IV. Pilgrims’ Promise: Marriage is designed by God as a lifetime commitment so choose carefully (39,40)!
39 A wife is bound to her husband as long as he lives. But if her husband dies, she is free to be married to whom she wishes, only in the Lord.  40 Yet in my judgment she is happier if she remains as she is. And I think that I too have the Spirit of God.
Another reason for not rushing into marriage, and also for not looking for a way out if you are married, is that marriage is intended as a lifetime commitment, “Until death do us part.” For the unmarried that is motivation to “choose carefully.” You are making a vow before your betrothed, before the church, and especially before God, to love, honor, and cherish until “death us do part.”  Each of us must discern God’s will concerning marriage, and if we don’t have the gift of singleness we need to choose carefully, and in the meantime be faithful where we are to serve Him.

What is God saying to me in this passage?

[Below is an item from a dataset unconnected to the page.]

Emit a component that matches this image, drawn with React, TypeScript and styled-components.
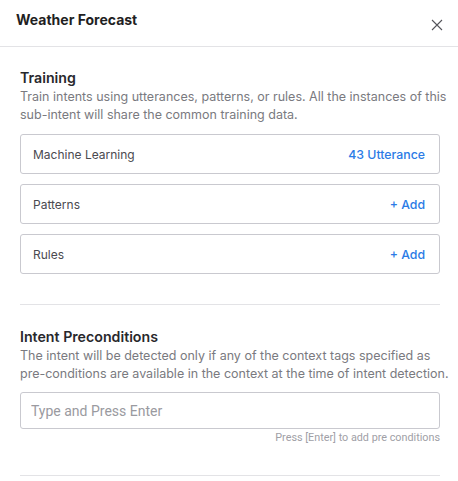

Transition to the Lord’s Table: As we’ve been reflecting on marriage and now prepare our hearts for the Lord’s Table, remember that His love for the church is the model and motivation for husbands loving their wives: “Husbands, love you wives as Christ loved the church and gave himself for her…” That is a convicting verse, as we know how far short we fall in perfect, unselfish, sacrificial love, but that is what we are to strive for.  The Lord’s Table invites us to look back and remember His unfathomable, unconditional, unbreakable love for us. God demonstrated his love for us, in that while we were yet sinners, Christ died for us.  This is how He showed His love among us: He sent His one and only Son into the world that we might live through Him.  The table also reminds us that we are pilgrims, it shows forth the Lord’s death until He comes.  Are you looking for the glorious appearing of our great God and Savior, Jesus Christ?  Think about that, AMEN.